セッション情報 一般演題

タイトル 85:

当院におけるクローン病に対するインフリキシマブの治療成績

演者 知念 寛(琉球大学)
共同演者 圓若 修一(琉球大学医学部 第一内科), 星野 訓一(琉球大学医学部 第一内科), 海田 正俊(琉球大学医学部 第一内科), 伊良波 淳(琉球大学), 新垣 伸吾(琉球大学医学部 第一内科), 柴田 大介(琉球大学医学部 第一内科), 金城 徹(琉球大学), 小橋川 ちはる(琉球大学), 井濱 康(琉球大学), 前城 達次(琉球大学医学部 第一内科), 岸本 一人(琉球大学), 仲本 学(琉球大学), 平田 哲生(琉球大学医学部 第一内科), 金城 渚(琉球大学), 山城 剛(琉球大学医学部 第一内科), 外間 昭(琉球大学医学部 第一内科), 金城 福則(琉球大学), 藤田 次郎(琉球大学医学部 第一内科)
抄録 【背景】2007年11月より、クローン病に対するインフリキシマブの計画的維持投与療法が保険適用となり、現在多くの症例でその維持投与が行われている。今回、当院におけるこれらの症例の現況について検討を行った。
【対象】2009年 3月 31日までに当院において、インフリキシマブ維持投与療法を導入した症例で、3回投与時までに寛解に至ったクローン病 48例について、2010年7月30日まで観察をおこない後方視的に検討した。インフリキシマブの投与量は5mg/kgで、初回投与後、2週、6週に投与を行い、以後8週間の間隔で投与を継続した。
【結果】48例中、男性は34例、女性は14例であった。導入時の年齢は、最年少13歳、最高齢61歳で、平均32.9歳、観察期間は最長52ヶ月、最短15ヶ月、平均26.3ヶ月であった。併用療法として、28例(58.3%)で1日900kcal以上のelemental diet(ED)摂取、41例(85.4%)で5-ASA内服、5例(10.4%)でAZA内服が行われていた。全体の累積再燃率は31.3%であった。併用薬剤と再燃との関連について単変量での解析では、ED併用群で17.9%、非併用群で45.0%で、有意にED併用群で再燃率が低く、オッズ比は3.76(95%信頼区間:1.017-13.91)であった。5-ASAやAZAの併用については再燃率との関連は認めなかった。
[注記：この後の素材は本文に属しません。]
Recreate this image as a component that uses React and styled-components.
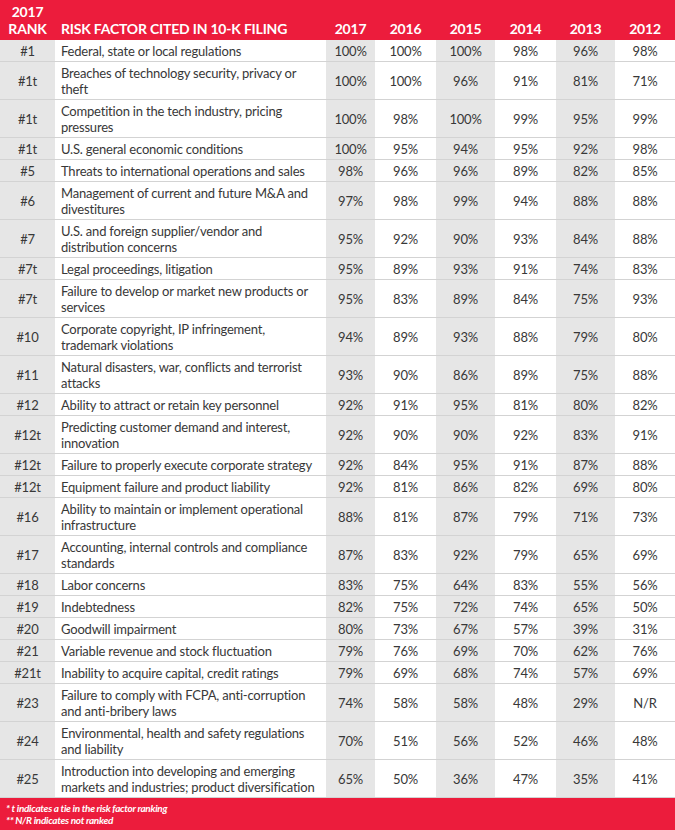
import React from "react";
import styled, { createGlobalStyle } from "styled-components";

const GlobalStyle = createGlobalStyle`
  html, body {
    margin: 0;
    padding: 0;
    background: #ffffff;
  }
  body {
    font-family: "Lato", "Open Sans", sans-serif;
  }
`;

const RED = "#ec1c3c";
const COLS = "55px 271px 49px 61px 59px 61px 59px 60px";

const Wrapper = styled.div`
  width: 675px;
  height: 830px;
  display: flex;
  flex-direction: column;
  color: #383838;
`;

const HeaderRow = styled.div`
  display: grid;
  grid-template-columns: ${COLS};
  background: ${RED};
  height: 40px;
  color: #ffffff;
  font-weight: 700;
  font-size: 14px;
  letter-spacing: -0.2px;
  line-height: 17px;
`;

const HeadCell = styled.div`
  display: flex;
  align-items: flex-end;
  justify-content: ${(p) => (p.$left ? "flex-start" : "center")};
  text-align: center;
  padding: 0 0 3px ${(p) => (p.$left ? "6px" : "0")};
`;

const Row = styled.div`
  display: grid;
  grid-template-columns: ${COLS};
  font-size: 13px;
  letter-spacing: -0.2px;
  line-height: 16px;
`;

const Cell = styled.div`
  display: flex;
  align-items: center;
  justify-content: ${(p) => (p.$left ? "flex-start" : "center")};
  padding: 3px 0 2px ${(p) => (p.$left ? "6px" : "0")};
  background: ${(p) => (p.$shade ? "#e6e6e6" : "#ffffff")};
  border-bottom: 1px solid #d3d3d3;
  white-space: nowrap;
`;

const Footer = styled.div`
  flex: 1;
  background: ${RED};
  color: #ffffff;
  font-size: 10px;
  font-style: italic;
  font-weight: 700;
  letter-spacing: -0.3px;
  line-height: 12px;
  padding: 4px 0 0 6px;
`;

const rows = [
  ["#1", ["Federal, state or local regulations"], "100%", "100%", "100%", "98%", "96%", "98%"],
  ["#1t", ["Breaches of technology security, privacy or", "theft"], "100%", "100%", "96%", "91%", "81%", "71%"],
  ["#1t", ["Competition in the tech industry, pricing", "pressures"], "100%", "98%", "100%", "99%", "95%", "99%"],
  ["#1t", ["U.S. general economic conditions"], "100%", "95%", "94%", "95%", "92%", "98%"],
  ["#5", ["Threats to international operations and sales"], "98%", "96%", "96%", "89%", "82%", "85%"],
  ["#6", ["Management of current and future M&A and", "divestitures"], "97%", "98%", "99%", "94%", "88%", "88%"],
  ["#7", ["U.S. and foreign supplier/vendor and", "distribution concerns"], "95%", "92%", "90%", "93%", "84%", "88%"],
  ["#7t", ["Legal proceedings, litigation"], "95%", "89%", "93%", "91%", "74%", "83%"],
  ["#7t", ["Failure to develop or market new products or", "services"], "95%", "83%", "89%", "84%", "75%", "93%"],
  ["#10", ["Corporate copyright, IP infringement,", "trademark violations"], "94%", "89%", "93%", "88%", "79%", "80%"],
  ["#11", ["Natural disasters, war, conflicts and terrorist", "attacks"], "93%", "90%", "86%", "89%", "75%", "88%"],
  ["#12", ["Ability to attract or retain key personnel"], "92%", "91%", "95%", "81%", "80%", "82%"],
  ["#12t", ["Predicting customer demand and interest,", "innovation"], "92%", "90%", "90%", "92%", "83%", "91%"],
  ["#12t", ["Failure to properly execute corporate strategy"], "92%", "84%", "95%", "91%", "87%", "88%"],
  ["#12t", ["Equipment failure and product liability"], "92%", "81%", "86%", "82%", "69%", "80%"],
  ["#16", ["Ability to maintain or implement operational", "infrastructure"], "88%", "81%", "87%", "79%", "71%", "73%"],
  ["#17", ["Accounting, internal controls and compliance", "standards"], "87%", "83%", "92%", "79%", "65%", "69%"],
  ["#18", ["Labor concerns"], "83%", "75%", "64%", "83%", "55%", "56%"],
  ["#19", ["Indebtedness"], "82%", "75%", "72%", "74%", "65%", "50%"],
  ["#20", ["Goodwill impairment"], "80%", "73%", "67%", "57%", "39%", "31%"],
  ["#21", ["Variable revenue and stock fluctuation"], "79%", "76%", "69%", "70%", "62%", "76%"],
  ["#21t", ["Inability to acquire capital, credit ratings"], "79%", "69%", "68%", "74%", "57%", "69%"],
  ["#23", ["Failure to comply with FCPA, anti-corruption", "and anti-bribery laws"], "74%", "58%", "58%", "48%", "29%", "N/R"],
  ["#24", ["Environmental, health and safety regulations", "and liability"], "70%", "51%", "56%", "52%", "46%", "48%"],
  ["#25", ["Introduction into developing and emerging", "markets and industries; product diversification"], "65%", "50%", "36%", "47%", "35%", "41%"],
];

const years = ["2017", "2016", "2015", "2014", "2013", "2012"];

export default function App() {
  return (
    <>
      <GlobalStyle />
      <Wrapper>
        <HeaderRow>
          <HeadCell>
            2017
            <br />
            RANK
          </HeadCell>
          <HeadCell $left>RISK FACTOR CITED IN 10-K FILING</HeadCell>
          {years.map((y) => (
            <HeadCell key={y}>{y}</HeadCell>
          ))}
        </HeaderRow>
        {rows.map((r, i) => (
          <Row key={i}>
            <Cell $shade>{r[0]}</Cell>
            <Cell $left>
              <span>
                {r[1].map((line, k) => (
                  <React.Fragment key={k}>
                    {k > 0 && <br />}
                    {line}
                  </React.Fragment>
                ))}
              </span>
            </Cell>
            {r.slice(2).map((v, j) => (
              <Cell key={j} $shade={j % 2 === 0}>
                {v}
              </Cell>
            ))}
          </Row>
        ))}
        <Footer>
          * t indicates a tie in the risk factor ranking
          <br />
          ** N/R indicates not ranked
        </Footer>
      </Wrapper>
    </>
  );
}
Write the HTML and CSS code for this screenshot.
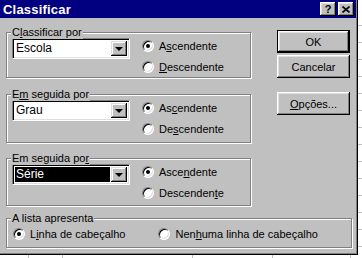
FILE: index.html
```html
<!DOCTYPE html>
<html lang="pt">
<head>
  <meta charset="UTF-8">
  <title>Classificar</title>
  <link rel="stylesheet" href="styles.css">
</head>
<body>
  <div class="dialog">
    <div class="titlebar">
      <span class="title">Classificar</span>
      <div class="title-buttons">
        <span class="tbtn">?</span>
        <span class="tbtn">
          <svg width="8" height="7" viewBox="0 0 8 7"><path d="M0.5 0.5 L7.5 6.5 M7.5 0.5 L0.5 6.5" stroke="#000" stroke-width="1.6" fill="none"/></svg>
        </span>
      </div>
    </div>

    <div class="content">
      <div class="left">
        <div class="group g1">
          <span class="legend">C<u>l</u>assificar por</span>
          <div class="combo"><span class="value">Escola</span><span class="drop"></span></div>
          <div class="radios">
            <label class="opt"><span class="radio checked"></span><span>A<u>s</u>cendente</span></label>
            <label class="opt"><span class="radio"></span><span><u>D</u>escendente</span></label>
          </div>
        </div>

        <div class="group g2">
          <span class="legend">E<u>m</u> seguida por</span>
          <div class="combo"><span class="value">Grau</span><span class="drop"></span></div>
          <div class="radios">
            <label class="opt"><span class="radio checked"></span><span>As<u>c</u>endente</span></label>
            <label class="opt"><span class="radio"></span><span>De<u>s</u>cendente</span></label>
          </div>
        </div>

        <div class="group g3">
          <span class="legend">Em seguida po<u>r</u></span>
          <div class="combo"><span class="value selected">Série</span><span class="drop"></span></div>
          <div class="radios">
            <label class="opt"><span class="radio checked"></span><span>Asce<u>n</u>dente</span></label>
            <label class="opt"><span class="radio"></span><span>Descenden<u>t</u>e</span></label>
          </div>
        </div>
      </div>

      <div class="right">
        <button class="btn default">OK</button>
        <button class="btn">Cancelar</button>
        <button class="btn spaced"><u>O</u>pções...</button>
      </div>
    </div>

    <div class="group g4">
      <span class="legend">A lista apresenta</span>
      <label class="opt"><span class="radio checked"></span><span>L<u>i</u>nha de cabeçalho</span></label>
      <label class="opt second"><span class="radio"></span><span>Nen<u>h</u>uma linha de cabeçalho</span></label>
    </div>
  </div>
</body>
</html>
```

FILE: styles.css
```css
* {
  box-sizing: border-box;
}

html, body {
  margin: 0;
  padding: 0;
}

body {
  width: 362px;
  height: 258px;
  overflow: hidden;
  font-family: 'Liberation Sans', Arial, sans-serif;
  font-size: 11px;
  color: #000;
  background-color: #fff;
  background-image:
    linear-gradient(#c0c0c0, #c0c0c0),
    linear-gradient(#c0c0c0, #c0c0c0),
    linear-gradient(#c0c0c0, #c0c0c0),
    linear-gradient(#c0c0c0, #c0c0c0),
    linear-gradient(#c0c0c0, #c0c0c0),
    repeating-linear-gradient(to bottom, transparent 0, transparent 16px, #c0c0c0 16px, #c0c0c0 17px);
  background-size: 1px 10px, 1px 10px, 1px 10px, 1px 10px, 1px 10px, 10px 258px;
  background-position: 28px 250px, 62px 250px, 192px 250px, 272px 250px, 350px 250px, 358px 9px;
  background-repeat: no-repeat;
}

.dialog {
  width: 358px;
  height: 255px;
  background: #c0c0c0;
  border-right: 1px solid #000;
  border-bottom: 1px solid #000;
  box-shadow: inset -1px -1px 0 #808080;
}

.titlebar {
  height: 18px;
  width: 356px;
  background: #000080;
  color: #fff;
  display: flex;
  align-items: center;
  justify-content: space-between;
  padding: 0 2px 0 3px;
}

.title {
  font-weight: bold;
  font-size: 13px;
  letter-spacing: 0.2px;
}

.title-buttons {
  display: flex;
  gap: 2px;
}

.tbtn {
  display: flex;
  align-items: center;
  justify-content: center;
  width: 16px;
  height: 14px;
  background: #c0c0c0;
  color: #000;
  font-weight: bold;
  font-size: 11px;
  line-height: 14px;
  box-shadow: inset -1px -1px #000, inset 1px 1px #fff, inset -2px -2px #808080, inset 2px 2px #dfdfdf;
}

.content {
  display: flex;
  padding: 14px 0 0 6px;
}

.left {
  width: 245px;
}

.group {
  position: relative;
  border: 1px solid #808080;
  box-shadow: 1px 1px 0 #fff, inset 1px 1px 0 #fff;
  display: flex;
  align-items: flex-start;
}

.legend {
  position: absolute;
  top: -8px;
  left: 4px;
  padding: 0 1px;
  background: #c0c0c0;
  line-height: 14px;
  white-space: nowrap;
}

.g1 {
  height: 46px;
}

.g2 {
  height: 49px;
  margin-top: 16px;
}

.g3 {
  height: 48px;
  margin-top: 15px;
}

.combo {
  width: 118px;
  height: 21px;
  margin: 5px 0 0 5px;
  display: flex;
  align-items: center;
  padding: 2px;
  background: #fff;
  border: 1px solid;
  border-color: #808080 #fff #fff #808080;
  box-shadow: inset 1px 1px #000, inset -1px -1px #dfdfdf;
}

.value {
  flex: 1;
  height: 15px;
  line-height: 15px;
  padding-left: 1px;
  font-size: 12px;
  margin-right: 1px;
}

.value.selected {
  background: #000;
  color: #fff;
}

.drop {
  position: relative;
  width: 16px;
  height: 15px;
  background: #c0c0c0;
  box-shadow: inset -1px -1px #000, inset 1px 1px #dfdfdf, inset -2px -2px #808080, inset 2px 2px #fff;
}

.drop::after {
  content: "";
  position: absolute;
  left: 4px;
  top: 6px;
  border-left: 4px solid transparent;
  border-right: 4px solid transparent;
  border-top: 4px solid #000;
}

.radios {
  display: flex;
  flex-direction: column;
  margin: 4px 0 0 12px;
  gap: 3px;
}

.opt {
  display: flex;
  align-items: center;
  height: 18px;
  gap: 5px;
  white-space: nowrap;
}

.radio {
  position: relative;
  flex: none;
  width: 12px;
  height: 12px;
  border-radius: 50%;
  background: #fff;
  border: 1px solid;
  border-color: #808080 #fff #fff #808080;
  box-shadow: inset 1px 1px #000, inset -1px -1px #dfdfdf;
}

.radio.checked::after {
  content: "";
  position: absolute;
  left: 3px;
  top: 3px;
  width: 4px;
  height: 4px;
  border-radius: 50%;
  background: #000;
}

.right {
  display: flex;
  flex-direction: column;
  margin: -2px 0 0 26px;
}

.btn {
  width: 73px;
  height: 23px;
  margin-bottom: 2px;
  padding: 0;
  border: none;
  background: #c0c0c0;
  font-family: 'Liberation Sans', Arial, sans-serif;
  font-size: 11px;
  color: #000;
  box-shadow: inset -1px -1px #000, inset 1px 1px #fff, inset -2px -2px #808080, inset 2px 2px #dfdfdf;
}

.btn.default {
  border: 1px solid #000;
}

.btn.spaced {
  margin-top: 12px;
}

.g4 {
  width: 346px;
  height: 30px;
  margin: 12px 0 0 6px;
  align-items: center;
  padding: 2px 0 0 6px;
}

.opt.second {
  margin-left: 33px;
}
```
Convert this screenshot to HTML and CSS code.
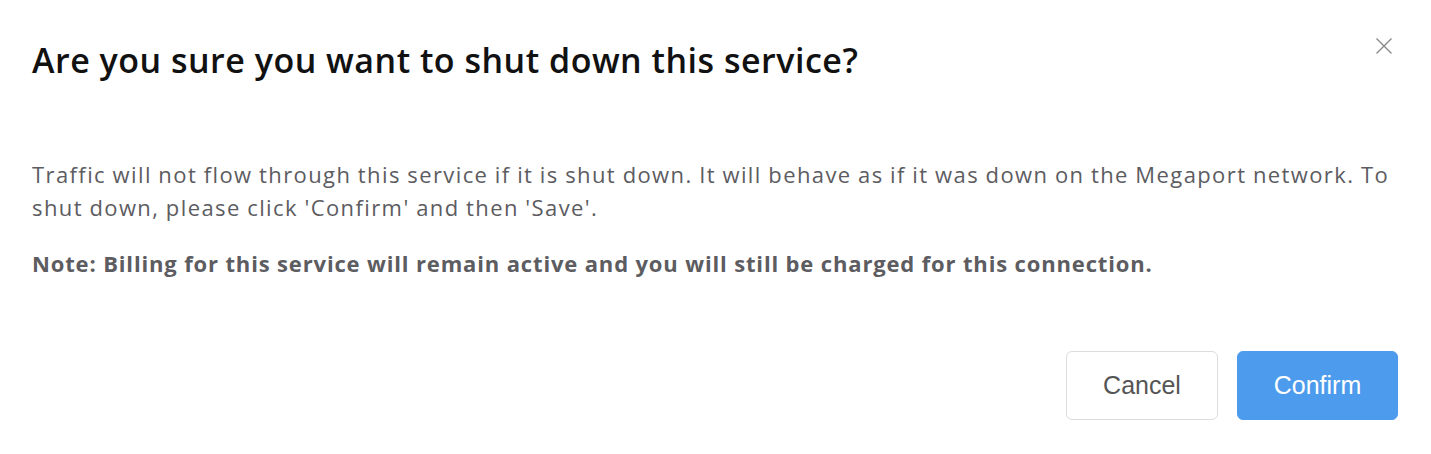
FILE: index.html
```
<html>
<head>
    <title>Shut down service</title>
    <link rel="stylesheet" href="styles.css">
</head>
<body>
    <div class="modal">
        <div class="modal-header">
            <h2 class="modal-title">Are you sure you want to shut down this service?</h2>
            <button class="close-btn" aria-label="Close">
                <svg width="16" height="16" viewBox="0 0 16 16">
                    <path d="M0.5 0.5 L15.5 15.5 M15.5 0.5 L0.5 15.5" stroke="#8a8a8e" stroke-width="1.4" fill="none"/>
                </svg>
            </button>
        </div>
        <div class="modal-body">
            <p>Traffic will not flow through this service if it is shut down. It will behave as if it was down on the Megaport network. To shut down, please click 'Confirm' and then 'Save'.</p>
            <p class="note">Note: Billing for this service will remain active and you will still be charged for this connection.</p>
        </div>
        <div class="modal-footer">
            <button class="btn btn-default">Cancel</button>
            <button class="btn btn-primary">Confirm</button>
        </div>
    </div>
</body>
</html>
```
FILE: styles.css
```
body {
    margin: 0;
    background: white;
    font-family: "Open Sans", sans-serif;
}
.modal {
    width: 1431px;
    height: 454px;
    box-sizing: border-box;
    padding: 0 33px 0 32px;
}
.modal-header {
    display: flex;
    justify-content: space-between;
    align-items: flex-start;
    padding-top: 40px;
}
.modal-title {
    margin: 0;
    font-size: 34px;
    line-height: 40px;
    font-weight: 600;
    color: #111;
    letter-spacing: 0.5px;
}
.close-btn {
    background: none;
    border: none;
    padding: 0;
    margin: -2px 6px 0 0;
    width: 16px;
    height: 16px;
    line-height: 0;
    cursor: pointer;
}
.modal-body {
    padding-top: 78px;
    color: #5c5c61;
    font-size: 22px;
    line-height: 33px;
    letter-spacing: 1.4px;
    word-spacing: -0.6px;
}
.modal-body p {
    margin: 0;
}
.modal-body .note {
    margin-top: 23px;
    font-weight: 700;
    letter-spacing: 0.85px;
    word-spacing: 0;
}
.modal-footer {
    display: flex;
    justify-content: flex-end;
    gap: 19px;
    margin-top: 71px;
}
.btn {
    height: 69px;
    border-radius: 6px;
    font-family: "Liberation Sans", Arial, sans-serif;
    font-size: 25px;
    cursor: pointer;
}
.btn-default {
    width: 152px;
    background: white;
    border: 1px solid #dcdce0;
    color: #555;
}
.btn-primary {
    width: 161px;
    background: #4d9bec;
    border: 1px solid #4d9bec;
    color: white;
}
```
経過中に手術に至った症例は9例あったが、いずれの症例でも狭窄が認められた。術後の再燃防止目的にインフリキシマブが導入された症例では、全例で腸管の部分切除及び機能的吻合術が施行され、現時点では全例が寛解を維持している。
【結語】観察期間が短期間で症例数も少ないため、現時点での結論は限定的ではあるが、今回の検討からは、ED 900kcalの併用群では有意に再燃率が低く、成分栄養療法の併用が有用であることが示された。また、術後の再燃予防に対してはインフリキシマブの維持投与療法が有用である可能性が示唆された。